In September 2023, Te Pāti Māori, New Zealand’s Indigenous rights political party, announced a revolutionary plan to abolish all prisons by 2040.
They also intend to reform drug laws, restore incarcerated populations' voting rights, implement community mental health services, and reallocate state funds from prisons, police, and courts.
Their goal is a tikanga, or traditional Māori-based justice system.
Māori figure Moana Jackson once described the implementation of Western prisons as a way to classify marginalized communities as “savages,” “aggressive,” or naturally inclined to do the wrong thing.

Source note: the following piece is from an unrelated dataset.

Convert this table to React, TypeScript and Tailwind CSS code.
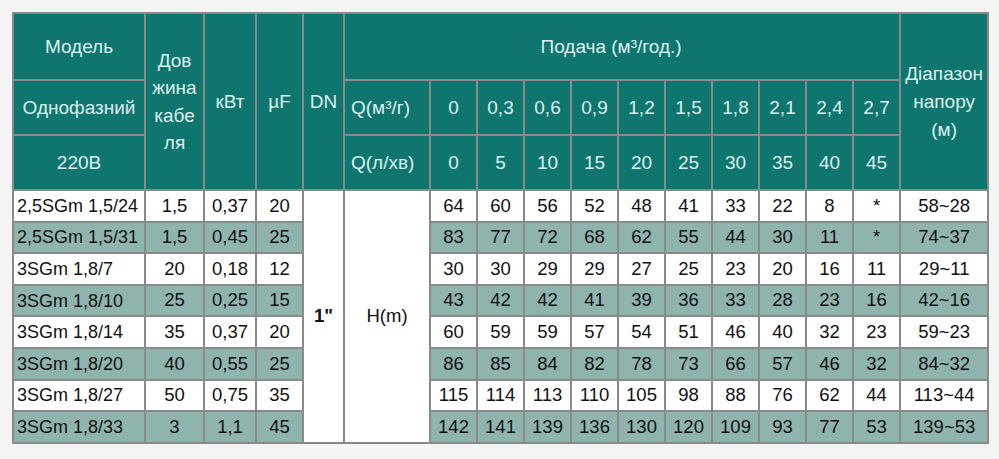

Māori scholarship like Jackson’s has long sparked discussions about the similarities between Māori and Black American communities. Both have faced what scholar Robert Staples called “internal colonialism,” living in a country controlled by those who colonized you.
The result has been systemic criminalization, forceful assimilation to Eurocentric values, high poverty, unemployment, and incarceration rates.
Another similarity: resistance. Te Pāti Māori’s call for prison abolition and self-governance applies to colonized communities worldwide.
For example, the U.S.'s current decarceration rate means we're 75 years from reaching 1972’s prison population of around 200,000.
No matter the results of Te Pāti Māori’s plan, it has delegitimized the social norm that demands we must believe in prisons. It redefined what can be viewed as possible. And as we seek to build a liberating future, calls like these are an exciting step forward.